[Entries with page source code]
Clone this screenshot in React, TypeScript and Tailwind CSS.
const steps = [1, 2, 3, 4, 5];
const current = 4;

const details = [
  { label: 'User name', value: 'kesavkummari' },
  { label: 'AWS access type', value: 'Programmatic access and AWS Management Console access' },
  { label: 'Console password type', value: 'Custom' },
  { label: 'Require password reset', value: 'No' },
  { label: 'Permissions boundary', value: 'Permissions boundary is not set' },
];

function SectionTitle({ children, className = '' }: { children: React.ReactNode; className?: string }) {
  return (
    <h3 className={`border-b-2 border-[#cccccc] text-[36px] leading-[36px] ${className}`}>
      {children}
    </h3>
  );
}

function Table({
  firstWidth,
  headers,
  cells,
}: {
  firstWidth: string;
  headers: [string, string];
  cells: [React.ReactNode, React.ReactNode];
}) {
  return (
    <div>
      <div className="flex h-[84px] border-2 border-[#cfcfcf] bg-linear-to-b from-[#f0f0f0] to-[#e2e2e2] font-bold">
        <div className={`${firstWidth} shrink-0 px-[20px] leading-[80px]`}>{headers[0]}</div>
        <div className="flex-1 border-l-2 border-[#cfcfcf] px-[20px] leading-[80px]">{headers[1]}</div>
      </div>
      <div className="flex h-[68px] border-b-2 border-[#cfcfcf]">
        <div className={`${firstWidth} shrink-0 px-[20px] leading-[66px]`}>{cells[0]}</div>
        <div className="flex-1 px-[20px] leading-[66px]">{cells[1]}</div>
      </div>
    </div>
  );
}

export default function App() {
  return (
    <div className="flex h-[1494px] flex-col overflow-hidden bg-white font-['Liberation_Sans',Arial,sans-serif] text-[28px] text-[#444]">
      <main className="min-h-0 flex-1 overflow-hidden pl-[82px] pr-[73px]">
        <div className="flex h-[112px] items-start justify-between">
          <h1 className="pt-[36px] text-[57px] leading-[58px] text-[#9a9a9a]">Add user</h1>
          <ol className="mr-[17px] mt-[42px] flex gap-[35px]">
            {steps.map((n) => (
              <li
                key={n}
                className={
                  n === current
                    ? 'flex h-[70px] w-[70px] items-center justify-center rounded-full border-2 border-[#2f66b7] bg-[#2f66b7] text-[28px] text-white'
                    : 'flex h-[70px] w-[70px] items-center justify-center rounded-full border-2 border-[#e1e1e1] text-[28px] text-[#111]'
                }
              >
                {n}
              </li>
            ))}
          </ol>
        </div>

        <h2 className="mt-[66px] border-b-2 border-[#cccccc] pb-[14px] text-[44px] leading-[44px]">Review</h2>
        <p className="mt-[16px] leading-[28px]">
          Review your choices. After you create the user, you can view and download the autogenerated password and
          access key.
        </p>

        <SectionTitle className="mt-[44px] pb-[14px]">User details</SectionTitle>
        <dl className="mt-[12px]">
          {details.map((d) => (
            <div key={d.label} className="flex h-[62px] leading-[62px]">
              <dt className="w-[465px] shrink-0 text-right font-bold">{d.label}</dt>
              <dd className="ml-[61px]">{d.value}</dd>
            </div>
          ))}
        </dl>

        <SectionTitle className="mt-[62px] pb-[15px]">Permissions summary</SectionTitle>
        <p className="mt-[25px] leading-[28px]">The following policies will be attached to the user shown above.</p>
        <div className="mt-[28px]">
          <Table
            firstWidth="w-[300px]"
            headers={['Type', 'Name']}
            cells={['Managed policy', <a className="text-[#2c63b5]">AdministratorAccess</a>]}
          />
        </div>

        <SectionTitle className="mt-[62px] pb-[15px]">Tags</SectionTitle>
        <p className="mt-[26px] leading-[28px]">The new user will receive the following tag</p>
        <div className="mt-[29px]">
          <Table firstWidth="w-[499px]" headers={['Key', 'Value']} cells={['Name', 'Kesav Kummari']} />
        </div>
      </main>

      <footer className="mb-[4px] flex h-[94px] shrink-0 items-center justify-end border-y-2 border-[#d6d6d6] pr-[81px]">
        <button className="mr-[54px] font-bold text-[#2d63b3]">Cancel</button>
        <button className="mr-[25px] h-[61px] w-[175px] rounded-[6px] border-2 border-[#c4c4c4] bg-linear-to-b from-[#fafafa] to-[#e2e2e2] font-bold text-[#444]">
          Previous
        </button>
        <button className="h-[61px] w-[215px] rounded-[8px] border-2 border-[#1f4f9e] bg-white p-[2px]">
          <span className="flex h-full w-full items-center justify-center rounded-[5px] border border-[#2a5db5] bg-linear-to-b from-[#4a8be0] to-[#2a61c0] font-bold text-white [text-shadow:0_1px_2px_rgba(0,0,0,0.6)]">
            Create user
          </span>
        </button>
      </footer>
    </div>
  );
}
==
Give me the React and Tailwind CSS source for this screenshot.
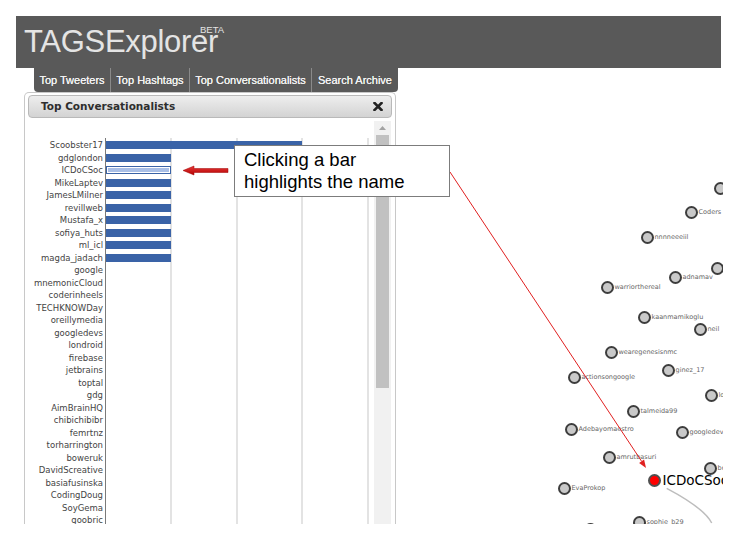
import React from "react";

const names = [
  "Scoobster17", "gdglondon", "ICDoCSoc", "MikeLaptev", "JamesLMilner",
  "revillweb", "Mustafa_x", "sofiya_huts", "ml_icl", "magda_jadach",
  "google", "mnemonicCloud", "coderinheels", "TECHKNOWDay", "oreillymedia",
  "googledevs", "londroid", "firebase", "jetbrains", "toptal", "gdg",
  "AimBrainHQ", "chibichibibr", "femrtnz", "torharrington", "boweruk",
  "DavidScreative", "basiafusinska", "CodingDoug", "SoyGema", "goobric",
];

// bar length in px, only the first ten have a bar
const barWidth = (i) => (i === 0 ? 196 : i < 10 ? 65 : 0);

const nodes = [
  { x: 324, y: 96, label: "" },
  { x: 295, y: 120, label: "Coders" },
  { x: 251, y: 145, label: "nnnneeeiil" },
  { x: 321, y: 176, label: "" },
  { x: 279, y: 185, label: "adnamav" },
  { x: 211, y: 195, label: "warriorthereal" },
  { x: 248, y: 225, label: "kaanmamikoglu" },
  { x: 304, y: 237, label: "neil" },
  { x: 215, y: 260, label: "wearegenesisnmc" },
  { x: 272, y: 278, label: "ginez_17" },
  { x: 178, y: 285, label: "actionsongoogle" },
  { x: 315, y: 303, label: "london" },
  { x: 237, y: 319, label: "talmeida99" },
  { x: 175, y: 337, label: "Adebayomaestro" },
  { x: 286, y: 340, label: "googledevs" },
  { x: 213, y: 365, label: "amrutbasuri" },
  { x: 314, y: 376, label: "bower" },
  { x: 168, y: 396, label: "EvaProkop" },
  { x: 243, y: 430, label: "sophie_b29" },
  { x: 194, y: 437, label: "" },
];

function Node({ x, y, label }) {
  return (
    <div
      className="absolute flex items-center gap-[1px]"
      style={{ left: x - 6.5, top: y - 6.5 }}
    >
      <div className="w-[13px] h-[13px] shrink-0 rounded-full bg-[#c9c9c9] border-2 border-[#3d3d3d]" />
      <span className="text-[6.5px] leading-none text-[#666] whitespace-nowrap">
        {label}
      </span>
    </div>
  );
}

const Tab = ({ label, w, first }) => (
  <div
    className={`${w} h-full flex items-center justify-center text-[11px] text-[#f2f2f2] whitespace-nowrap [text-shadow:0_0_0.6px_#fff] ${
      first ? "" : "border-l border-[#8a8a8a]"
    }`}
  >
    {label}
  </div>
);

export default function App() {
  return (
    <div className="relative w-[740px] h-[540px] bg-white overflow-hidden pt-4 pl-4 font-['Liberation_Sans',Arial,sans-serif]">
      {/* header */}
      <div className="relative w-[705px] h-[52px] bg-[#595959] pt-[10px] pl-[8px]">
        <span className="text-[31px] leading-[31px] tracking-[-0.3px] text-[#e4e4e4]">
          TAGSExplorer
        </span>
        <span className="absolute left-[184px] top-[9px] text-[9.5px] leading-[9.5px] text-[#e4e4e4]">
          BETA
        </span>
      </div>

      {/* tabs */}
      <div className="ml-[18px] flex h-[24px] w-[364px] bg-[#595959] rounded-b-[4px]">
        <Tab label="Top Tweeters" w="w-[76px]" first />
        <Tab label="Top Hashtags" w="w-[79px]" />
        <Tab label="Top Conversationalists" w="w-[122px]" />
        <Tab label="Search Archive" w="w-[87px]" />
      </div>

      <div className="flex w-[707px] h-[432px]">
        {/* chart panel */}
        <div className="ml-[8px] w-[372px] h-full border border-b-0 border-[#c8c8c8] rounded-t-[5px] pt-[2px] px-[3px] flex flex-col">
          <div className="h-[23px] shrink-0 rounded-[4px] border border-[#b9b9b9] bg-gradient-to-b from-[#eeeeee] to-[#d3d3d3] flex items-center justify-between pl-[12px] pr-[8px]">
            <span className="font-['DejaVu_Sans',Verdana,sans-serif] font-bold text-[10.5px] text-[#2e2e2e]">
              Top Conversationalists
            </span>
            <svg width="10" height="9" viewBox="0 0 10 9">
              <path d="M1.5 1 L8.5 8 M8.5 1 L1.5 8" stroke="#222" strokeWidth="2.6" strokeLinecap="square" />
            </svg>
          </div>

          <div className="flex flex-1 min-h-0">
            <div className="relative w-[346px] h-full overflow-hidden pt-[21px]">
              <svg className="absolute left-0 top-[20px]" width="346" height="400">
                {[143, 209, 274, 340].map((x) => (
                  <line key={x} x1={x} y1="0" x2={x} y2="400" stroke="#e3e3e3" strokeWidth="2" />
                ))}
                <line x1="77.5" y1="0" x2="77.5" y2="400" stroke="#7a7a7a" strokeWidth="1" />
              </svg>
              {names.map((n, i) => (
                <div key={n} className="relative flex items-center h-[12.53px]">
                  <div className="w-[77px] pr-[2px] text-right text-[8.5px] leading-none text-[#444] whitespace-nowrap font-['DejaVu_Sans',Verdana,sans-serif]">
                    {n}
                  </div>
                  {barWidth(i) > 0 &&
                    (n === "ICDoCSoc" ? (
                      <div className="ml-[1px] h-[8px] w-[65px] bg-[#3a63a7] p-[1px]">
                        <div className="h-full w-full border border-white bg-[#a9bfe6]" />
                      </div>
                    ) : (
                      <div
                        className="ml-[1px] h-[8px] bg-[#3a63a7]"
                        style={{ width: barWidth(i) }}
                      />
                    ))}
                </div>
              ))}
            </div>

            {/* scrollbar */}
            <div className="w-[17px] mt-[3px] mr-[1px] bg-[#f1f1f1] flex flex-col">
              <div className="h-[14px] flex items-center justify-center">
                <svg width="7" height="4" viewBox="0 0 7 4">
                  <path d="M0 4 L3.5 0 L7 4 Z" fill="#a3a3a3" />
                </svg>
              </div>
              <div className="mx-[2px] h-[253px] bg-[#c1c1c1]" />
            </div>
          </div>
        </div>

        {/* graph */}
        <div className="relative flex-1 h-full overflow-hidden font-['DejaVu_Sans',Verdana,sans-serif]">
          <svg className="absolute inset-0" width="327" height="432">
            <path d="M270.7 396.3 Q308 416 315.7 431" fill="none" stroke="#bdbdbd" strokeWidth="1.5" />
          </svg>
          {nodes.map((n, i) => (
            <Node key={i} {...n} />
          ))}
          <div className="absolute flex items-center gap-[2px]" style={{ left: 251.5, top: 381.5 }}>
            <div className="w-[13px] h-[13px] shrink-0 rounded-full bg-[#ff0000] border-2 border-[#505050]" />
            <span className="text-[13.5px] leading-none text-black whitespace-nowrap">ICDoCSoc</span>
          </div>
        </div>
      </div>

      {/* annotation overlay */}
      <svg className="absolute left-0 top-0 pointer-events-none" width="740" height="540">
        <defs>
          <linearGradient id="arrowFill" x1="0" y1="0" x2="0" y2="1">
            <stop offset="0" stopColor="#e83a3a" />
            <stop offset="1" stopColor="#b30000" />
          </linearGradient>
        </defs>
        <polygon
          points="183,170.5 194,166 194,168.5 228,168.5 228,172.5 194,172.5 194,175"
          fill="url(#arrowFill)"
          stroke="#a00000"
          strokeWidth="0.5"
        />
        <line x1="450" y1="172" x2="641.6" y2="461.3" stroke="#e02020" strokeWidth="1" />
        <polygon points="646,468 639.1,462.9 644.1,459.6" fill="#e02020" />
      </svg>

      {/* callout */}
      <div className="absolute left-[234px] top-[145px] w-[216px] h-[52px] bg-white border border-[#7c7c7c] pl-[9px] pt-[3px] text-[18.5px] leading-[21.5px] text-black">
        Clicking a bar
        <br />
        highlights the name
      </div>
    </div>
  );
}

* _Aim_: List every line above that holds the word "Tailwind".

* _Result below_:
Clone this screenshot in React, TypeScript and Tailwind CSS.
Give me the React and Tailwind CSS source for this screenshot.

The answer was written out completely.